Se già è stato scritto moltissimo, quasi tutto, sulla Rivoluzione spagnola e sul ruolo particolarmente importante che vi hanno avuto gli anarchici (è di questi giorni, ad esempio, l’uscita per l’editrice Eleuthera dell’ultima fatica di Claudio Venza, con le sue riflessioni, come sempre stimolanti, sui rapporti intercorsi tra anarchici e potere), meno si è pubblicato sulla storia dell’anarcosindacalismo negli anni precedenti la rivoluzione spagnola. Sembrerebbe, infatti, che la preminenza del periodo rivoluzionario abbia contribuito a far sì che la ricerca storiografica sulle origini delle organizzazioni sindacali spagnole, fatte ovviamente le debite eccezioni, venisse messa in secondo piano, se non trascurata. Un buon contributo, per approfondire taluni aspetti di queste tematiche, è un libro recentemente uscito (Fulvio Caporale, Il sogno anarchico. Storia dei Sindacati Anarchici a Barcellona 1906-1915, Piccola Casa Editrice Acquaviva, 2008, € 12,00) nel quale il giovane autore, tramite l’attento ed accurato studio delle fonti compiuto in una trasferta di studio nella capitale catalana, si propone di ricostruire il lungo processo organizzativo della combattiva classe operaia di Barcellona e della intera Catalogna.

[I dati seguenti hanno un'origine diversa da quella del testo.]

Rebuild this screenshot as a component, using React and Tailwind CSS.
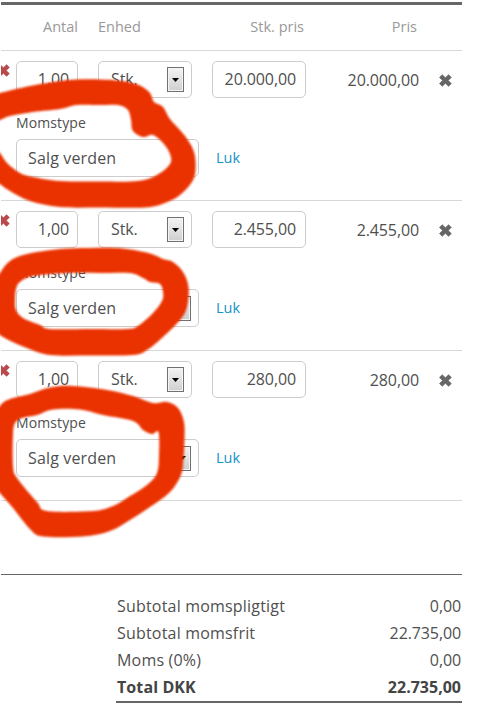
import React from "react";

const lines = [
  { qty: "1,00", unit: "Stk.", price: "20.000,00", total: "20.000,00" },
  { qty: "1,00", unit: "Stk.", price: "2.455,00", total: "2.455,00" },
  { qty: "1,00", unit: "Stk.", price: "280,00", total: "280,00" },
];

const totals = [
  { label: "Subtotal momspligtigt", value: "0,00" },
  { label: "Subtotal momsfrit", value: "22.735,00" },
  { label: "Moms (0%)", value: "0,00" },
];

// Hand-drawn marker rings: each has an outer and an inner contour.
const rings = [
  {
    outer: [[-12,97],[0,93],[30,86],[60,81],[78,79.5],[100,79.5],[118,80.5],[130,82.5],[141,86],[150,93],[154,102],[163,107],[170,119],[185,136],[194,152],[195.5,170],[192,182],[180,195],[165,203],[145,207.5],[100,207.5],[60,207],[30,201],[10,191],[0,184],[-12,175]],
    inner: [[-12,125],[0,120],[10,116],[33,112],[60,109],[77,105],[100,105],[118,105],[128,110],[131,120],[133,131],[143,137],[153,135],[163,143],[170,154],[170,164],[157,175],[138,181],[100,181.5],[60,181],[33,177],[20,173],[7,163],[0,153],[-12,140]],
  },
  {
    outer: [[-10,290],[0,273],[10,261],[27,254],[60,249],[90,248],[123,248.5],[150,253.5],[163,259],[173,262],[183,272],[188.5,287],[187,307],[180,320],[163,337],[147,350],[133,355],[90,355.5],[50,355],[27,348],[0,335],[-10,320]],
    inner: [[15,300],[16,289],[20,282],[33,276],[67,273],[100,273],[130,273],[143,278],[150,282],[160,284],[163,292],[162,301],[153,313],[138,326],[127,329],[90,329],[50,329],[40,325],[23,318],[16,310]],
  },
  {
    outer: [[-10,425],[0,406],[10,399],[30,394],[50,387.5],[73,386],[107,390],[133,396],[153,403],[167,402],[178,408],[184,422],[184.5,440],[183.5,458],[181,475],[170,492],[150,507],[130,520],[110,531],[83,536.5],[43,536.5],[30,529],[13,508],[0,493],[-10,480]],
    inner: [[13,435],[15,423],[22,418],[37,415],[53,409.5],[80,409.5],[103,415],[133,421],[143,430],[152,434],[158.5,432],[159,455],[157,473],[147,485],[127,498],[113,506],[93,511],[47,511],[37,502],[17,478],[13,466]],
  },
];

// Smooth closed curve through the points.
function smooth(p) {
  const n = p.length;
  let d = `M${p[0][0]} ${p[0][1]}`;
  for (let i = 0; i < n; i++) {
    const a = p[(i - 1 + n) % n];
    const b = p[i];
    const c = p[(i + 1) % n];
    const e = p[(i + 2) % n];
    d += `C${b[0] + (c[0] - a[0]) / 6} ${b[1] + (c[1] - a[1]) / 6} ${c[0] - (e[0] - b[0]) / 6} ${c[1] - (e[1] - b[1]) / 6} ${c[0]} ${c[1]}`;
  }
  return d + "Z";
}

function Cross({ className }) {
  return (
    <svg viewBox="0 0 13 13" className={className} fill="currentColor">
      <path d="M3.2 0.7 6.4 3.7 9.6 0.7 12.3 3.4 9.2 6.5 12.3 9.6 9.6 12.3 6.4 9.3 3.2 12.3 0.5 9.6 3.6 6.5 0.5 3.4Z" stroke="currentColor" strokeWidth=".7" strokeLinejoin="round" />
    </svg>
  );
}

function DropButton() {
  return (
    <span className="flex h-[25px] w-[17px] items-center justify-center border border-[#707070] bg-linear-to-b from-[#f3f3f3] to-[#cfcfcf] shadow-[inset_0_0_0_1px_#f5f5f5]">
      <svg viewBox="0 0 7 4" className="h-1 w-[7px]">
        <path d="M0 0H7L3.5 4Z" />
      </svg>
    </span>
  );
}

function Line({ line }) {
  return (
    <div className="h-[150px] border-b border-[#d8d8d8] pt-[10px]">
      <div className="flex h-[37px] tracking-[-0.11px]">
        <div className="flex w-[15px] overflow-hidden pt-[3px]">
          <Cross className="-ml-1 h-[13px] w-[13px] shrink-0 text-[#b9494b]" />
        </div>
        <div className="flex w-[62px] items-center justify-end rounded-[5px] border border-[#ccc] pr-2 pb-0.5">{line.qty}</div>
        <div className="ml-5 flex w-[94px] items-center justify-between rounded-[5px] border border-[#ccc] pr-[7px] pl-3">
          <span className="pb-0.5">{line.unit}</span>
          <DropButton />
        </div>
        <div className="ml-5 flex w-[94px] items-center justify-end rounded-[5px] border border-[#ccc] pr-[9px] pb-0.5">{line.price}</div>
        <div className="flex w-[113px] items-center justify-end">{line.total}</div>
        <div className="flex items-center pt-0.5 pl-5">
          <Cross className="h-[13px] w-[13px] text-[#666]" />
        </div>
      </div>
      <div className="mt-[14px] ml-[15px] h-[21px] text-[14px] leading-[21px] tracking-[0.1px]">Momstype</div>
      <div className="mt-[6px] ml-[15px] flex h-[38px]">
        <div className="flex w-[183px] items-center justify-between rounded-[5px] border border-[#ccc] pr-[7px] pl-[11px]">
          <span className="tracking-[0.15px]">Salg verden</span>
          <DropButton />
        </div>
        <span className="ml-[17px] self-center text-[14.5px] text-[#1592c7]">Luk</span>
      </div>
    </div>
  );
}

export default function App() {
  return (
    <div className="relative h-[721px] w-[499px] overflow-hidden bg-white pt-[2px] pl-px font-['Open_Sans',sans-serif] text-[16px] leading-6 text-[#4f4f4f]">
      <div className="w-[461px]">
        <div className="flex h-[49px] items-center border-t-[3px] border-b border-t-[#666] border-b-[#d8d8d8] pb-0.5 text-[14.5px] text-[#999]">
          <span className="w-[77px] text-right">Antal</span>
          <span className="ml-5 w-[94px]">Enhed</span>
          <span className="ml-5 w-[92px] text-right">Stk. pris</span>
          <span className="w-[113px] text-right">Pris</span>
        </div>
        {lines.map((line) => (
          <Line key={line.price} line={line} />
        ))}
        <div className="mt-[73px] border-t border-[#666] pt-[17px]">
          <div className="ml-[115px] border-b-2 border-[#666] pb-px">
            {totals.map((t) => (
              <div key={t.label} className="flex h-[27px] items-center justify-between px-px">
                <span className="tracking-[0.19px]">{t.label}</span>
                <span className="tracking-[-0.11px]">{t.value}</span>
              </div>
            ))}
            <div className="flex h-[27px] items-center justify-between px-px font-bold text-[#444]">
              <span className="tracking-[0.1px]">Total DKK</span>
              <span>22.735,00</span>
            </div>
          </div>
        </div>
      </div>
      <svg viewBox="0 0 499 721" className="pointer-events-none absolute inset-0 h-[721px] w-[499px] overflow-visible blur-[0.8px]">
        {rings.map((r, i) => (
          <path key={i} d={smooth(r.outer) + smooth(r.inner)} fill="#ea3200" fillRule="evenodd" />
        ))}
      </svg>
    </div>
  );
}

Il lavoro di Caporale si sviluppa quindi secondo alcune direttrici che vanno ad indagare il complesso percorso che vede la chiarificazione ideologica, tattica e strategica fra le tre principali componenti della sinistra catalana, quella anarchica, maggioritaria e particolarmente combattiva, quella repubblicano-radicale, presente in ampi settori popolari, e quella socialista, strutturalmente legata alle istanze socialdemocratiche presenti nel resto d’Europa e segnatamente in Francia.
La nascita della Cnt appare così l’approdo di un percorso complesso che si snoda attraverso una serie di passaggi storici che interessano la società catalana nei primi decenni del Novecento, allorché le istanze laiche e repubblicane vengono prendendo forma radicandosi profondamente nel corpo sociale. Le diverse anime della sinistra si confrontano a lungo attraverso ipotesi organizzative dapprima comuni ma che verranno via via evidenziando la inconciliabilità, al di là delle dichiarazioni di principio, delle ipotesi istituzionali e rivoluzionarie che vi si esprimono. Nel cuore di questo confronto, che troverà una significativa e definitiva occasione di sintesi nel corso degli avvenimenti che prenderanno nome, nel 1909, di semana tragica, la spinta degli anarchici e degli anarcosindacalisti troverà modo di portare all’organizzazione specifica, attraverso un processo di chiarificazione interna, che condurrà, sul finire del 1910, alla nascita della Confederaciona Nacional del Trabajo, il sindacato destinato a diventare la forza egemone del sindacalismo spagnolo e la vera interprete delle pulsioni rivoluzionarie sempre presenti nel proletariato iberico. Come gli avvenimenti del 1936-1939 mostreranno ampiamente.